Conclusion: Stop Accepting Undersized Equipment in Oversized Space
Ram air effect is real physics. For large refrigerated trailers operating at sustained high speeds with massive 5-6 m² vertical condensers, ram air contributes meaningful cooling. Those applications have the coil size and operating conditions where ram air matters.
But that’s not your application.
For South African courier operations:
- Small mounting areas behind cabs (turbulent wake zones)
- Tiny 1.0-1.5 m² condensers (undersized for available space)
- 60-80 km/h operating speeds (legally limited)
- 50% stationary time (delivery stops)
- 1,750m altitude (18% reduced air density)
The .22 bullet problem: You’re trying to capture a tiny stream of already-turbulent air with a tiny coil in the wrong location. Even if ram air existed perfectly at this location, the coil is too small to benefit meaningfully.
Large trailers with massive condensers: 10mm hosepipe catching 10mm stream—good match.
Small courier trucks with tiny condensers: shooting .22 bullets into 10mm hosepipe from 100 meters—you’ll miss most of the time, and even hits don’t matter.
The Real Problem: Wasted Space
You’re installing 1.2 m² condensers in mounting locations that could accommodate 2.0-2.8 m² coils. You paid for the loadbox. You paid for the mounting space.

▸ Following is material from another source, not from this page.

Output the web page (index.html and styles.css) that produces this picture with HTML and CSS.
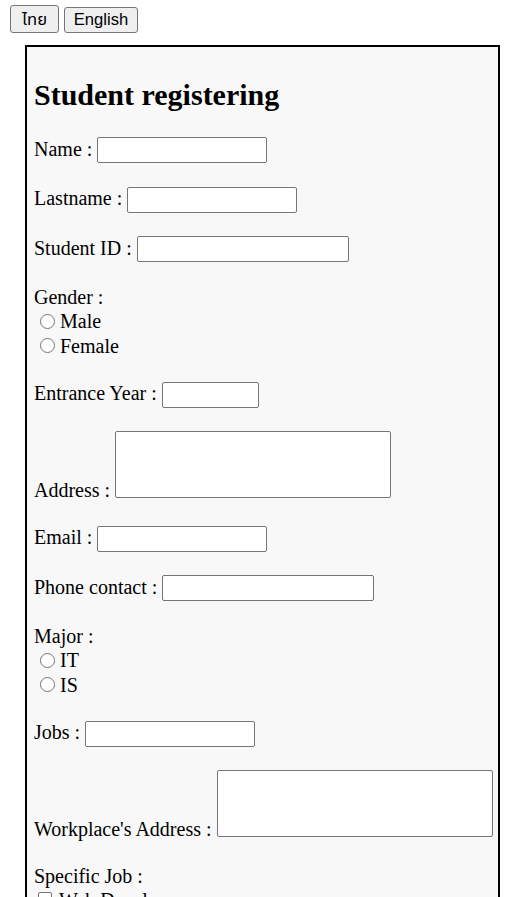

Why accept equipment that uses only 30-40% of it?
The mathematics are clear:
- Available front-wall space: 1.76 m² (typical 4-ton truck)
- Installed condenser: 1.2 m² (68% of space wasted)
- Wasted cooling potential: 40-60% capacity loss
Small form factor units are optimized for:
- Universal fit (compromises every application)
- Shipping costs (compact box = lower freight)
- Manufacturing cost (less copper, less fins, less refrigerant)
They’re NOT optimized for:
- South African altitude (1,750m = 18% air density reduction)
- Courier duty cycles (50% stationary, zero ram air)
- Using the mounting space you paid for
- Actual cooling performance
The Solution: Use the Space You Have
Instead of accepting tiny angled condensers trying to capture non-existent ram air:
- Measure your available front-wall mounting area (width × height after cab clearance)
- Specify horizontal condenser using 60-70% of that space (1.8-2.2 m² for 1-tonners, 2.5-3.0 m² for 4-tonners)
- Top-mounted fans (2-4× EC fans, 1,500-2,000 m³/h each)
- Simple housing (sheet metal, open sides/bottom, rain cover over fans)
Cost: R9,000-R14,000 additional over small form factor units Benefit: 40-60% more effective capacity, R8,000-R12,000/year savings in fuel and component life Payback: 12-18 months
What This Achieves:
- Eliminates ram air dependency (fans provide consistent airflow regardless of speed)
- Eliminates 90-degree internal turns (air flows straight up through horizontal coil)
- Uses available mounting space efficiently (60-70% instead of 30-40%)
- Works with natural convection (hot air rises through horizontal coil)
- Performs identically at 0 km/h, 60 km/h, or 80 km/h
The Fundamental Truth:
At courier speeds (60-80 km/h) with small coils (1.0-1.5 m²) in turbulent zones:
- Ram air contribution: 5-7% of total airflow (negligible)
- But coil undersizing: 40-60% capacity loss (catastrophic)
The industry obsesses over capturing 5-7% benefit from ram air while accepting 40-60% loss from undersized coils.
They’re optimizing the wrong variable.
It’s like buying the cheapest tires to save R800 while accepting R12,000/year in excess fuel consumption from higher rolling resistance. You saved on purchase price while hemorrhaging operational costs.
For The Frozen Food Courier:
We operate in Gauteng at 1,750m altitude with stop-start courier routes. Ram air contributes nothing meaningful to our duty cycle. We need consistent cooling whether stationary at a loading dock or cruising at 80 km/h.
We’re not accepting 1.2 m² condensers in 1.8 m² mounting spaces anymore. We’re specifying horizontal coils with top-mounted fans that actually use the space our loadboxes provide.
The industry can do better. The question isn’t whether better designs are possible—we’ve outlined exactly how to build them using existing front-mount locations. The question is: will operators demand proper space utilization?
Or will they continue accepting tiny condensers designed for universal compromise, watching condensing temperatures climb to 70°C during afternoon stops while 60% of their paid-for mounting space sits empty?
Challenge every supplier:
“I have 1.8 m² of mounting space on my front wall. Why are you selling me a 1.2 m² condenser? What happens to my condensing temperature and compressor efficiency when I’m stationary at altitude? Why am I paying for ram air benefits at operating speeds where ram air contributes less than 10% of total airflow?”
If they can’t answer or deflect to “industry standard” responses—find a supplier who understands thermodynamics and space utilization.
Design for fans and space utilization, not fantasy and universal compromise.
The mounting space exists. The technology exists. The physics is understood. What’s missing is operators refusing to accept undersized equipment in oversized spaces.
At The Frozen Food Courier, we’re done accepting .22 bullets when we have 10mm hosepipes.
Operating philosophy: Pay attention to physics and economics. Analyze total system performance, not just marketing metrics. Engineer for reality, not regulatory fashion.